Book review: Naomi Klein finds kernels of hope amid climate change and untamed capitalism

Greenhouse gas footprinting expert Mike Berners-Lee reviews Naomi Klein’s latest book, ‘This Changes Everything: Capitalism Vs. the Climate’.

canada capitalism protests
Protesters carrying signs denouncing capitalism and asking for "another world" during the G20 Protest on June 26, 2010 in Toronto, Canada. Image: arindambanerjee / Shutterstock.com

Naomi Klein’s third attack on capitalism, This Changes Everything, has put the urgency of climate change front and centre.
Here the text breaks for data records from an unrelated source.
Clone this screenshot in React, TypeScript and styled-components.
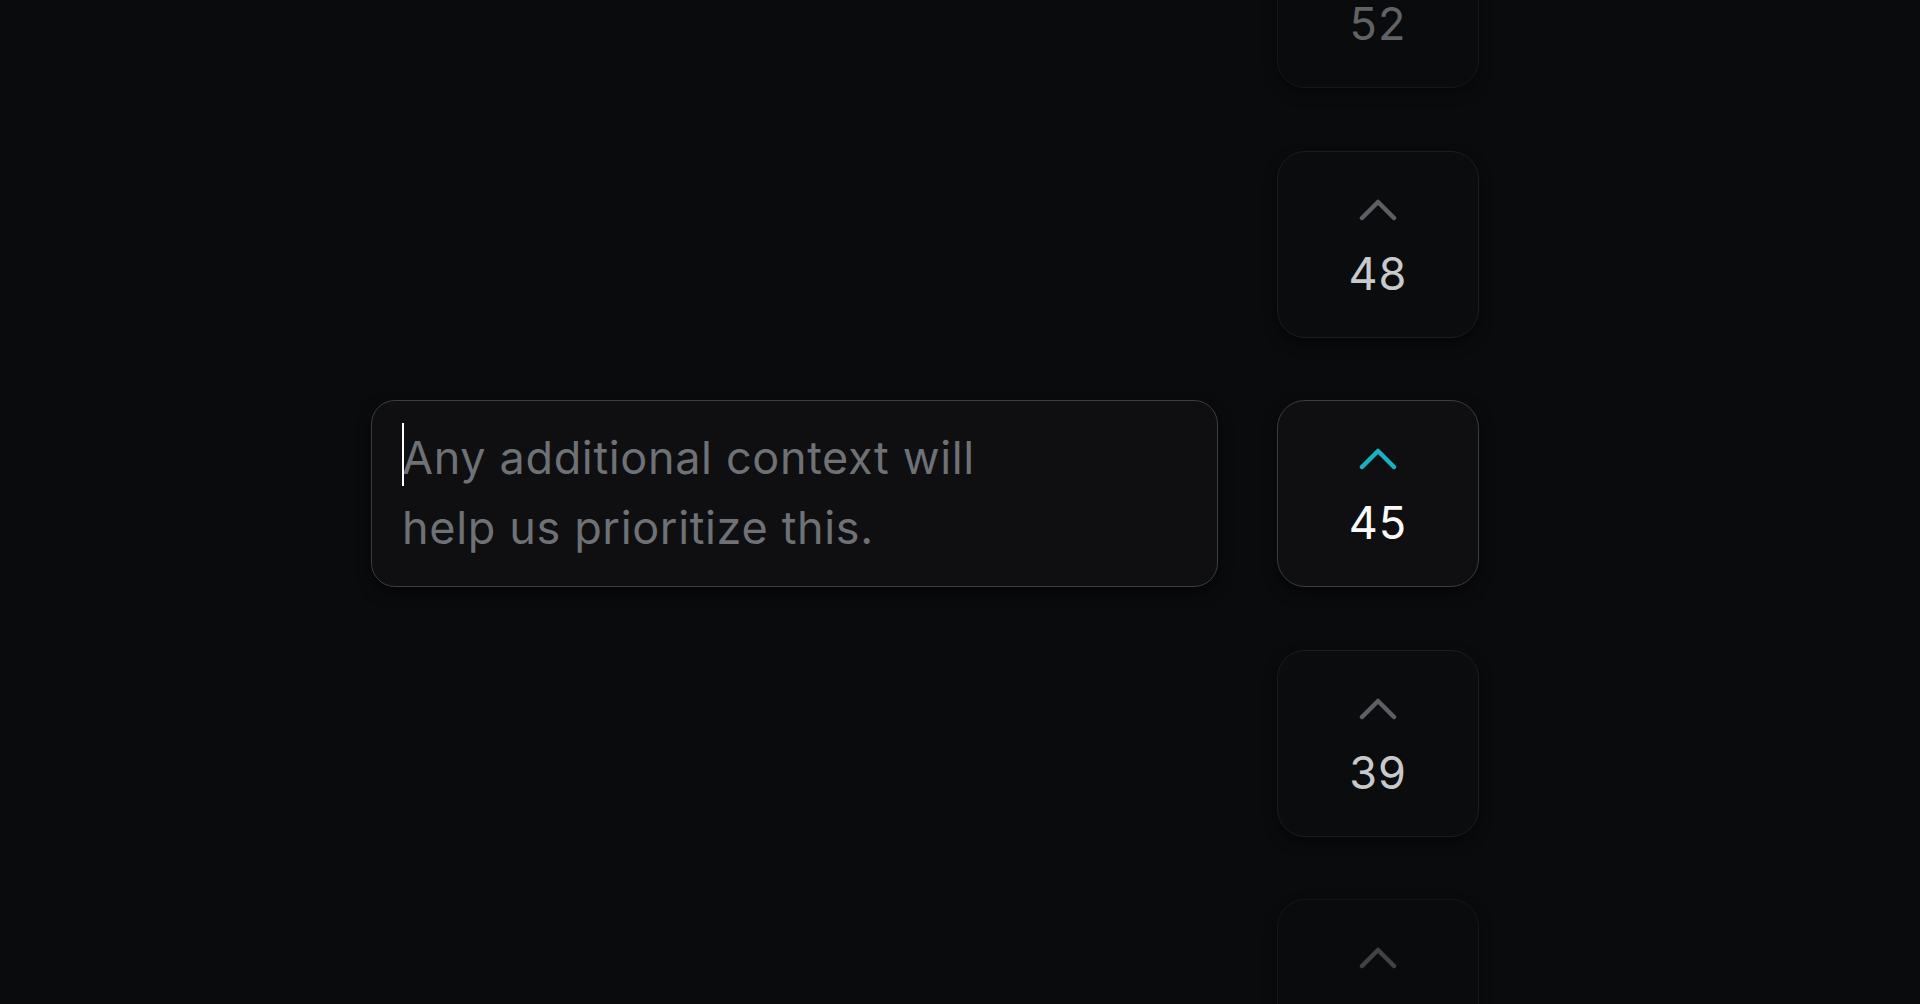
import React from "react";
import styled, { createGlobalStyle } from "styled-components";

const GlobalStyle = createGlobalStyle`
  html, body {
    margin: 0;
    padding: 0;
    background: #0a0b0d;
    overflow: hidden;
  }
  body {
    font-family: Inter, "Noto Sans", "Liberation Sans", sans-serif;
    -webkit-font-smoothing: antialiased;
  }
`;

const votes = [52, 48, 45, 39, 34];
const activeIndex = 2;
const CARD_H = 187;
const CARD_GAP = 62.5;
const ACTIVE_TOP = 400;

type Tone = { bg: string; border: string; chevron: string; num: string; shadow: string };

const tones: Tone[] = [
  { bg: "#0f0f11", border: "#3d3d40", chevron: "#17b1c3", num: "#fafafa", shadow: "0 6px 14px rgba(0,0,0,0.55)" },
  { bg: "#0b0c0e", border: "#1c1d20", chevron: "#5c5f63", num: "#c8c9cb", shadow: "0 6px 14px rgba(0,0,0,0.45)" },
  { bg: "#0a0b0d", border: "#16171a", chevron: "#404346", num: "#606366", shadow: "0 6px 14px rgba(0,0,0,0.35)" },
];

const Page = styled.div`
  width: 100vw;
  height: 100vh;
  overflow: hidden;
  background: #0a0b0d;
`;

const Layout = styled.div`
  width: 1178px;
  margin: 0 auto;
  display: grid;
  grid-template-columns: 847px 202px;
  column-gap: 59px;
  align-items: start;
`;

const Field = styled.div`
  position: relative;
  margin-top: ${ACTIVE_TOP}px;
`;

const Note = styled.textarea`
  display: block;
  box-sizing: border-box;
  width: 100%;
  height: ${CARD_H}px;
  margin: 0;
  padding: 22px 30px;
  resize: none;
  overflow: hidden;
  outline: none;
  border: 1px solid #3d3d40;
  border-radius: 24px;
  background: #0f0f11;
  box-shadow: 0 6px 14px rgba(0, 0, 0, 0.55);
  color: #f5f5f5;
  font-family: Inter, "Noto Sans", "Liberation Sans", sans-serif;
  font-size: 45px;
  line-height: 70px;
  letter-spacing: 0.65px;

  &::placeholder {
    color: #6e7175;
    opacity: 1;
  }
`;

const Caret = styled.span`
  position: absolute;
  left: 31px;
  top: 23px;
  width: 2px;
  height: 63px;
  background: #ffffff;
  pointer-events: none;
`;

const Picker = styled.div<{ $offset: number }>`
  display: flex;
  flex-direction: column;
  gap: ${CARD_GAP}px;
  transform: translateY(${(p) => p.$offset}px);
`;

const VoteCard = styled.button<{ $tone: Tone }>`
  box-sizing: border-box;
  width: 202px;
  height: ${CARD_H}px;
  flex-shrink: 0;
  display: flex;
  flex-direction: column;
  align-items: center;
  padding: 47px 0 0;
  gap: 26px;
  border-radius: 28px;
  border: 1px solid ${(p) => p.$tone.border};
  background: ${(p) => p.$tone.bg};
  box-shadow: ${(p) => p.$tone.shadow};
  cursor: pointer;
  color: ${(p) => p.$tone.chevron};
`;

const Count = styled.span<{ $color: string }>`
  font-family: Inter, "Noto Sans", "Liberation Sans", sans-serif;
  font-size: 45px;
  line-height: 54px;
  font-weight: 400;
  letter-spacing: 1px;
  color: ${(p) => p.$color};
`;

const Chevron = () => (
  <svg width="38" height="22" viewBox="0 0 38 22" fill="none">
    <polyline
      points="3,19 19,3 35,19"
      stroke="currentColor"
      strokeWidth="4.5"
      strokeLinecap="round"
      strokeLinejoin="round"
    />
  </svg>
);

const App = () => {
  const offset = ACTIVE_TOP - activeIndex * (CARD_H + CARD_GAP);
  return (
    <Page>
      <GlobalStyle />
      <Layout>
        <Field>
          <Note placeholder={"Any additional context will\nhelp us prioritize this."} />
          <Caret />
        </Field>
        <Picker $offset={offset}>
          {votes.map((v, i) => {
            const tone = tones[Math.min(Math.abs(i - activeIndex), 2)];
            return (
              <VoteCard key={v} $tone={tone}>
                <Chevron />
                <Count $color={tone.num}>{v}</Count>
              </VoteCard>
            );
          })}
        </Picker>
      </Layout>
    </Page>
  );
};

export default App;
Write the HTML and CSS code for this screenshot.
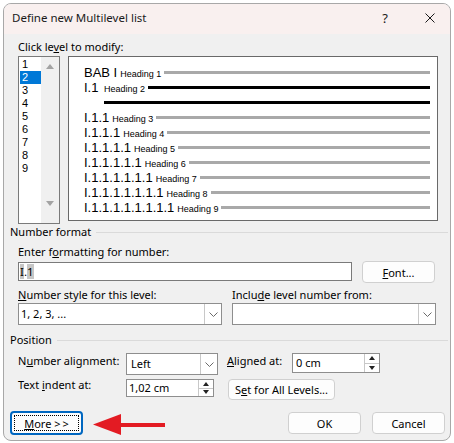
FILE: index.html
```html
<!DOCTYPE html>
<html>
<head>
<meta charset="utf-8">
<link rel="stylesheet" href="styles.css">
</head>
<body>
<div class="dialog">
  <div class="titlebar">
    <span class="title">Define new Multilevel list</span>
    <span class="help">?</span>
    <span class="close"><svg width="10" height="10" viewBox="0 0 10 10"><path d="M0.5 0.5 L9.5 9.5 M9.5 0.5 L0.5 9.5" stroke="#1a1a1a" stroke-width="1"/></svg></span>
  </div>
  <div class="body">
    <div class="lbl top-lbl">Click le<u>v</u>el to modify:</div>
    <div class="levels">
      <div class="listbox">
        <ul class="items">
          <li>1</li><li class="sel">2</li><li>3</li><li>4</li><li>5</li><li>6</li><li>7</li><li>8</li><li>9</li>
        </ul>
        <div class="scroll">
          <span class="tri up"></span>
          <span class="tri down"></span>
        </div>
      </div>
      <div class="preview">
        <div class="row"><span class="num">BAB I</span><span class="hd">Heading 1</span><i class="ln"></i></div>
        <div class="row"><span class="num n2">I.1</span><span class="hd h2">Heading 2</span><i class="ln bold"></i></div>
        <div class="row blank"><i class="ln bold"></i></div>
        <div class="row"><span class="num">I.1.1</span><span class="hd">Heading 3</span><i class="ln"></i></div>
        <div class="row"><span class="num">I.1.1.1</span><span class="hd">Heading 4</span><i class="ln"></i></div>
        <div class="row"><span class="num">I.1.1.1.1</span><span class="hd">Heading 5</span><i class="ln"></i></div>
        <div class="row"><span class="num">I.1.1.1.1.1</span><span class="hd">Heading 6</span><i class="ln"></i></div>
        <div class="row"><span class="num">I.1.1.1.1.1.1</span><span class="hd">Heading 7</span><i class="ln"></i></div>
        <div class="row"><span class="num">I.1.1.1.1.1.1.1</span><span class="hd">Heading 8</span><i class="ln"></i></div>
        <div class="row"><span class="num">I.1.1.1.1.1.1.1.1</span><span class="hd">Heading 9</span><i class="ln"></i></div>
      </div>
    </div>

    <div class="group"><span>Number format</span><i class="rule"></i></div>
    <div class="section">
      <div class="lbl gap4">Enter f<u>o</u>rmatting for number:</div>
      <div class="fmt-row">
        <div class="textbox"><span class="shade">I</span>.<span class="shade">1</span></div>
        <div class="btn font-btn"><span><u>F</u>ont...</span></div>
      </div>
      <div class="two-col gap4">
        <div class="lbl"><u>N</u>umber style for this level:</div>
        <div class="lbl">Inclu<u>d</u>e level number from:</div>
      </div>
      <div class="two-col">
        <div class="select"><span class="val">1, 2, 3, ...</span><span class="dd"><svg width="9" height="5" viewBox="0 0 9 5"><path d="M0.5 0.5 L4.5 4.5 L8.5 0.5" fill="none" stroke="#6a6a6a" stroke-width="1"/></svg></span></div>
        <div class="select"><span class="val"></span><span class="dd"><svg width="9" height="5" viewBox="0 0 9 5"><path d="M0.5 0.5 L4.5 4.5 L8.5 0.5" fill="none" stroke="#6a6a6a" stroke-width="1"/></svg></span></div>
      </div>
    </div>

    <div class="group pos-group"><span>Position</span><i class="rule"></i></div>
    <div class="section">
      <div class="pos-row r1">
        <div class="lbl plbl">N<u>u</u>mber alignment:</div>
        <div class="select align-sel"><span class="val v4">Left</span><span class="dd"><svg width="9" height="5" viewBox="0 0 9 5"><path d="M0.5 0.5 L4.5 4.5 L8.5 0.5" fill="none" stroke="#6a6a6a" stroke-width="1"/></svg></span></div>
        <div class="lbl alabel"><u>A</u>ligned at:</div>
        <div class="spin s-aligned"><span class="val">0 cm</span><span class="spn"><span class="half"><i class="stri sup"></i></span><span class="half"><i class="stri sdn"></i></span></span></div>
      </div>
      <div class="pos-row r2">
        <div class="lbl plbl short">Text <u>i</u>ndent at:</div>
        <div class="spin s-indent"><span class="val">1,02 cm</span><span class="spn"><span class="half"><i class="stri sup"></i></span><span class="half"><i class="stri sdn"></i></span></span></div>
        <div class="btn setall"><span>S<u>e</u>t for All Levels...</span></div>
      </div>
    </div>

    <div class="bottom">
      <div class="btn more"><span class="focus"><span><u>M</u>ore <span class="gt">&gt;</span>&gt;</span></span></div>
      <div class="btn ok"><span>OK</span></div>
      <div class="btn cancel"><span>Cancel</span></div>
    </div>
  </div>
</div>
<svg class="arrow" width="80" height="30" viewBox="0 0 80 30">
  <polygon points="3,14.5 31,4 31,25" fill="#e31b23"/>
  <rect x="29" y="13" width="46" height="4" fill="#e31b23"/>
</svg>
</body>
</html>
```
FILE: styles.css
```css
* { box-sizing: border-box; }
html, body { margin: 0; padding: 0; }
body {
  width: 454px;
  height: 443px;
  overflow: hidden;
  position: relative;
  background: #ffffff;
  font-family: "Noto Sans", "Segoe UI", sans-serif;
  font-size: 11px;
  color: #000;
}
u { text-decoration: underline; text-underline-offset: 1px; }

.dialog {
  margin: 3px 0 0 3px;
  width: 448px;
  height: 438px;
  border: 1px solid #a8a8a8;
  border-radius: 8px;
  background: #f0f0f0;
  overflow: hidden;
}

.titlebar {
  height: 30px;
  background: #f9f0ef;
  display: flex;
  align-items: center;
  padding: 0 5px 3px 8px;
}
.title { font-size: 11.5px; color: #1a1a1a; }
.help { margin-left: auto; width: 20px; text-align: center; font-size: 13px; color: #1a1a1a; }
.close { width: 30px; margin-left: 20px; display: flex; justify-content: center; }

.body { padding: 5px 2px 0 6px; }

.lbl { height: 16px; line-height: 16px; white-space: nowrap; }
.top-lbl { margin-left: 8px; }

.levels {
  margin-left: 8px;
  margin-top: 1px;
  height: 168px;
  display: flex;
  align-items: flex-start;
  gap: 8px;
}
.listbox {
  width: 42px;
  height: 168px;
  border: 1px solid #7a7a7a;
  background: #fff;
  display: flex;
}
.items {
  list-style: none;
  margin: 0;
  padding: 1px 0 0 1px;
  width: 22px;
}
.items li {
  height: 13px;
  line-height: 13px;
  padding-left: 2px;
  font-family: "Liberation Sans", Arial, sans-serif;
  font-size: 11px;
}
.items li.sel { background: #0078d7; color: #fff; }
.scroll {
  width: 18px;
  background: #f0f0f0;
  display: flex;
  flex-direction: column;
  justify-content: space-between;
  align-items: center;
  padding: 7px 0 17px;
}
.tri { width: 0; height: 0; border-left: 4px solid transparent; border-right: 4px solid transparent; }
.tri.up { border-bottom: 5px solid #a3a3a3; }
.tri.down { border-top: 5px solid #a3a3a3; }

.preview {
  width: 370px;
  height: 165px;
  border: 1px solid #696969;
  background: #fff;
  padding: 8px 7px 0 15px;
}
.row {
  display: flex;
  align-items: baseline;
  height: 15px;
  line-height: 15px;
  font-family: "Liberation Sans", Arial, sans-serif;
}
.num { font-size: 13px; white-space: nowrap; }
.num.n2 { width: 20px; }
.hd { font-size: 9px; margin-left: 3px; white-space: nowrap; }
.hd.h2 { margin-left: 0; }
.ln {
  flex: 1;
  align-self: center;
  height: 3px;
  margin-left: 3px;
  background: #a9a9a9;
}
.ln.bold { height: 3px; background: #000; }
.row.blank { padding-left: 20px; }
.row.blank .ln { margin-left: 0; }

.group {
  display: flex;
  align-items: center;
  height: 16px;
  line-height: 16px;
}
.rule { flex: 1; height: 1px; background: #dadada; margin-left: 5px; }
.pos-group { margin-top: 7px; }

.section { margin-left: 8px; margin-right: 10px; }
.gap4 { margin-top: 4px; }

.fmt-row { display: flex; align-items: flex-start; height: 22px; margin-top: 1px; }
.textbox {
  width: 334px;
  height: 19px;
  margin-top: 1px;
  border: 1px solid #7a7a7a;
  background: #fff;
  padding-left: 1px;
  font-size: 11.5px;
  line-height: 17px;
}
.shade { background: #c6c6c6; }

.btn {
  display: flex;
  align-items: center;
  justify-content: center;
  background: #fdfdfd;
  border: 1px solid #d0d0d0;
  border-radius: 4px;
  white-space: nowrap;
}
.font-btn { width: 73px; height: 22px; margin-left: 10px; }

.two-col { display: grid; grid-template-columns: 204px 204px; column-gap: 10px; }

.select, .spin {
  display: flex;
  background: #fff;
  border: 1px solid #8e8e8e;
}
.select { height: 22px; }
.val { flex: 1; padding-left: 2px; line-height: 20px; white-space: nowrap; }
.dd {
  width: 17px;
  border-left: 1px solid #c8c8c8;
  display: flex;
  align-items: center;
  justify-content: center;
}

.pos-row { display: flex; align-items: flex-start; }
.r1 { margin-top: 5px; height: 22px; }
.r2 { margin-top: 4px; height: 21px; }
.plbl { width: 108px; }
.plbl.short { height: 13px; line-height: 12px; }
.align-sel { width: 92px; }
.v4 { padding-left: 4px; }
.alabel { width: 65px; margin-left: 9px; line-height: 15px; }
.spin { width: 88px; }
.s-aligned { height: 20px; }
.s-aligned .val { line-height: 18px; padding-left: 3px; }
.s-indent { height: 18px; }
.s-indent .val { line-height: 16px; padding-left: 2px; }
.spn {
  width: 15px;
  border-left: 1px solid #c8c8c8;
  display: flex;
  flex-direction: column;
}
.half { flex: 1; display: flex; align-items: center; justify-content: center; }
.half + .half { border-top: 1px solid #c8c8c8; }
.stri { width: 0; height: 0; border-left: 3px solid transparent; border-right: 3px solid transparent; }
.sup { border-bottom: 4px solid #222; }
.sdn { border-top: 4px solid #222; }
.setall { width: 107px; height: 21px; margin-left: 14px; }

.bottom {
  display: flex;
  align-items: center;
  margin-top: 11px;
  padding-right: 3px;
  height: 24px;
}
.more {
  width: 73px;
  height: 24px;
  border: 2px solid #0067c0;
  padding: 2px;
}
.focus {
  flex: 1;
  align-self: stretch;
  border: 1px dotted #000;
  display: flex;
  align-items: center;
  justify-content: center;
}
.gt { letter-spacing: 2px; }
.ok { width: 73px; height: 22px; margin-left: auto; }
.cancel { width: 73px; height: 22px; margin-left: 11px; }

.arrow { position: absolute; left: 90px; top: 410px; }
```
As ever for Klein, unrestrained capitalism is the root problem and has to be dealt with, however difficult that might be – and however much money and power is propping it up.

Our response so far has been hopeless, but she is able to point to recent signs that we might yet achieve the radical change we need: push hard now is the message.

Image: Simon and Schuster

As in her previous works, Klein’s latest book shows off her mastery of the ruthless exposé. Corruption, underhanded practices and deliberate bullshit are hauled into view from wherever she finds them. Although it leaves a depressing reminder of how pervasive this stuff is, we need more of this type of journalism to keep it at bay. We are given a rogues’ gallery of incongruous policies whose architects we should laugh out of politics, of businesses that have been getting away with greenwash and of environmental organisations seduced down the garden path of fossil fuel funding.

This book was five years in the making – and one place this shows up is in the quality of detail.

When she’s lambasting greenwash merchants for disingenuous messages, there is a sense, backed up by her track record, that she has got her facts straight. This book is peppered with scathing, chilling and depressing tales of those whose actions collude deliberately, or accidentally, with the ever-increasing extraction of fossil fuel – whether they be environmental movements or celebrity entrepreneurs.

Virgin territory

The hijacking of the environmental agenda by big business is vividly exposed along with the wishful thinking that climate change can be addressed without significant rearrangement of the terms of engagement of oil companies, and airlines.

Richard Branson gets some sharp treatment for the incongruity between his words and actions: the aggressive growth of his carbon-belching airline and a failure to deliver anything but the smallest fraction of his promised US$3 billion fund to fight global warming.

Environmental organisations are exposed for their reliance on fossil fuel funding and Warren Buffet and Bill Gates have their fossil fuel investments brought out into the cold light of day. The hijacking of the environmental agenda by big business is vividly exposed along with the wishful thinking that climate change can be addressed without significant rearrangement of the terms of engagement of oil companies, and airlines. All this is important stuff.

But much more than a series of vignettes, this is a book about a macro issue. Klein is not in the mood for sticking plasters to cure the climate change problem – she wants to get to the root cause. Climate change demands an urgent response at the global system level. And since unrestrained capitalism is incapable of delivering such an intervention, climate change gives Klein one more argument for taking a pop at her number one enemy. In fact she is unapologetic that what sparked her interest in climate change was the focus it brought to some of capitalism’s shortcomings.

There is good focus on the psychology of denial, which is probably the crux of the climate change puzzle. Klein argues powerfully that unrestrained capitalism has had a central role in keeping us from waking up.

Fighting a new slavery

But if we tamed capitalism, would a fix for emissions follow? I would have liked more on the fundamental dynamics of energy, efficiency and growth – and a clearer pathway to the low-carbon world once capitalism has been tamed. There is a lot more to cutting fossil fuel than developing renewables.

I hope this book has great capacity to influence. It’s a sad reality that most people who deny the problem or don’t already see the need for major market interventions probably won’t pick it up despite her effort to write for those who don’t buy books on climate change. At the very least, This Changes Everything should help arm the converted.

Many will love the writing style Klein uses, with the arguments unfolding slowly in powerful prose, laced with anecdotes. If you like each chapter to reveal itself in the first paragraph then you will need more patience. But in the end what I liked most was the hopeful conclusion. Not optimism that we will all be fine, but well-argued hope that despite our utter failure so far we might yet react in time if we pull our fingers out. Why? Because social tipping points can happen so fast and our species has shown that it can get a lot done quickly once its properly awake to a problem.

Slavery was as profitable as fossil fuel, but we still overcame it (or perhaps not quite, but we made good headway). Apartheid fell without the bloodbath everyone feared. Klein sees small signs of headway now that weren’t there a few years ago and (like me) believes in the possibility that from here things might just be able to change fast enough – if we all push hard now.